Here’s another question, vaguely related to the one asked by paulonleave.
To what extent do you feel that a work of art can be divorced from the personality, reputation, and actions of its creator? If an artist creates something that as art is highly affecting and effective, and then he turns out to be involved in some scandal that changes the public’s perception of him, how much should that scandal inform the reading of the artist’s previous artworks? Or should it at all?
(I’m thinking of Michael Jackson, here, personally. You may know of other parallels.)
Similarly from lespaceplie
How about the inverse scenario – appreciating the art of a person you dislike or don’t approve of?
I do think good art can be made by bad people. And there are people that I dislike who make work that I find compelling. I don’t think that one can quantify how much a scandal “should” effect people’s reaction to work. Each person has the right to accept or reject the production of any artist simply as they see fit.

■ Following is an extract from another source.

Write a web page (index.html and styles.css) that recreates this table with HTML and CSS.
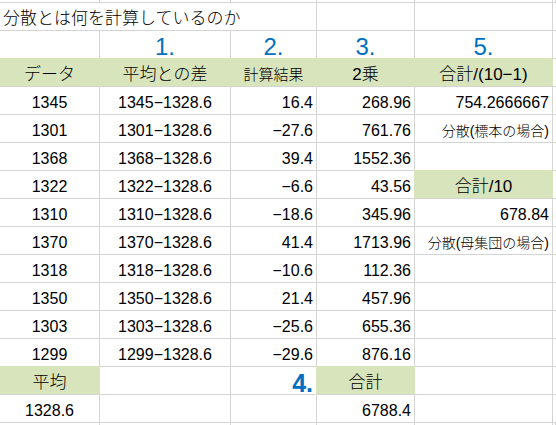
FILE: index.html
```html
<!DOCTYPE html>
<html lang="ja">
<head>
<meta charset="utf-8">
<title>分散とは何を計算しているのか</title>
<link rel="stylesheet" href="styles.css">
</head>
<body>
<div class="sheet">
  <div class="row r-top"><div class="c"></div><div class="c"></div><div class="c"></div><div class="c"></div><div class="c"></div><div class="c"></div></div>
  <div class="row">
    <div class="c left jp title">分散とは何を計算しているのか</div>
    <div class="c"></div><div class="c"></div><div class="c"></div>
  </div>
  <div class="row">
    <div class="c"></div>
    <div class="c center step">1.</div>
    <div class="c center step">2.</div>
    <div class="c center step">3.</div>
    <div class="c center step">5.</div>
    <div class="c"></div>
  </div>
  <div class="row">
    <div class="c center jp fill">データ</div>
    <div class="c center jp fill">平均との差</div>
    <div class="c center jp fill small">計算結果</div>
    <div class="c center jp fill"><span class="num">2</span>乗</div>
    <div class="c center jp fill">合計<span class="num">/(10−1)</span></div>
    <div class="c"></div>
  </div>
  <div class="row">
    <div class="c center">1345</div><div class="c center">1345−1328.6</div><div class="c right">16.4</div><div class="c right">268.96</div><div class="c right">754.2666667</div><div class="c"></div>
  </div>
  <div class="row">
    <div class="c center">1301</div><div class="c center">1301−1328.6</div><div class="c right">−27.6</div><div class="c right">761.76</div><div class="c right jp note">分散(標本の場合)</div><div class="c"></div>
  </div>
  <div class="row">
    <div class="c center">1368</div><div class="c center">1368−1328.6</div><div class="c right">39.4</div><div class="c right">1552.36</div><div class="c"></div><div class="c"></div>
  </div>
  <div class="row">
    <div class="c center">1322</div><div class="c center">1322−1328.6</div><div class="c right">−6.6</div><div class="c right">43.56</div><div class="c center jp fill">合計<span class="num">/10</span></div><div class="c"></div>
  </div>
  <div class="row">
    <div class="c center">1310</div><div class="c center">1310−1328.6</div><div class="c right">−18.6</div><div class="c right">345.96</div><div class="c right">678.84</div><div class="c"></div>
  </div>
  <div class="row">
    <div class="c center">1370</div><div class="c center">1370−1328.6</div><div class="c right">41.4</div><div class="c right">1713.96</div><div class="c right jp note">分散(母集団の場合)</div><div class="c"></div>
  </div>
  <div class="row">
    <div class="c center">1318</div><div class="c center">1318−1328.6</div><div class="c right">−10.6</div><div class="c right">112.36</div><div class="c"></div><div class="c"></div>
  </div>
  <div class="row">
    <div class="c center">1350</div><div class="c center">1350−1328.6</div><div class="c right">21.4</div><div class="c right">457.96</div><div class="c"></div><div class="c"></div>
  </div>
  <div class="row">
    <div class="c center">1303</div><div class="c center">1303−1328.6</div><div class="c right">−25.6</div><div class="c right">655.36</div><div class="c"></div><div class="c"></div>
  </div>
  <div class="row">
    <div class="c center">1299</div><div class="c center">1299−1328.6</div><div class="c right">−29.6</div><div class="c right">876.16</div><div class="c"></div><div class="c"></div>
  </div>
  <div class="row">
    <div class="c center jp fill">平均</div>
    <div class="c"></div>
    <div class="c right step step-bold">4.</div>
    <div class="c center jp fill">合計</div>
    <div class="c"></div><div class="c"></div>
  </div>
  <div class="row">
    <div class="c center">1328.6</div><div class="c"></div><div class="c"></div><div class="c right">6788.4</div><div class="c"></div><div class="c"></div>
  </div>
  <div class="row r-end"><div class="c"></div><div class="c"></div><div class="c"></div><div class="c"></div><div class="c"></div><div class="c"></div></div>
</div>
</body>
</html>
```

FILE: styles.css
```css
html, body {
  margin: 0;
  padding: 0;
  background: #ffffff;
  overflow: hidden;
}

.sheet {
  font-family: "Liberation Sans", "Noto Sans CJK JP", sans-serif;
  font-size: 16px;
  color: #000000;
}

.row {
  display: grid;
  grid-template-columns: 100px 131px 86px 98px 138px 1fr;
  height: 28px;
}

.r-top {
  height: 3px;
}

.r-end {
  height: 2px;
}

.c {
  box-sizing: border-box;
  border-right: 1px solid #d4d4d4;
  border-bottom: 1px solid #d4d4d4;
  display: flex;
  align-items: flex-end;
  padding: 0 3px 1px 3px;
  line-height: 20px;
  white-space: nowrap;
  min-width: 0;
}

.r-top .c,
.r-end .c {
  padding: 0;
  line-height: 0;
}

.r-end .c {
  border-bottom: 0;
}

.left { justify-content: flex-start; }
.center { justify-content: center; }
.right { justify-content: flex-end; }

.title {
  grid-column: span 3;
}

.jp {
  font-size: 17px;
  font-weight: 300;
}

.num {
  font-weight: 400;
}

.small {
  font-size: 15px;
}

.note {
  font-size: 14px;
}

.fill {
  background: #d8e4bc;
  border-right-color: #d8e4bc;
  box-shadow: 0 -1px 0 0 #d8e4bc, -1px 0 0 0 #d8e4bc, -1px -1px 0 0 #d8e4bc;
}

.step {
  font-size: 24px;
  color: #0070c0;
}

.step-bold {
  font-size: 25px;
  font-weight: bold;
}
```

In the case of MJ I think that the work has been bad for a long time – mainly because of hin suffering from Howard Hughes syndrome: he has so much money and power that there is no practical obstruction to him executing any idea that he might have, and no one around him who can tell him that something might not be a good idea. I don’t have any guilt listening to “Thriller” these days, but neither do I have any interest in buying any of his recent work. My objections to it however, are aesthetic not moral.
To go back to the original question, a work of art is itself one of the actions of its creator and so can’t be divorced from them. It may ameliorate my feelings about those other actions or conversely be tainted by them, but I don’t believe that there is a way that it stands apart from them.
Questions answered in the order they’re asked, for the most part.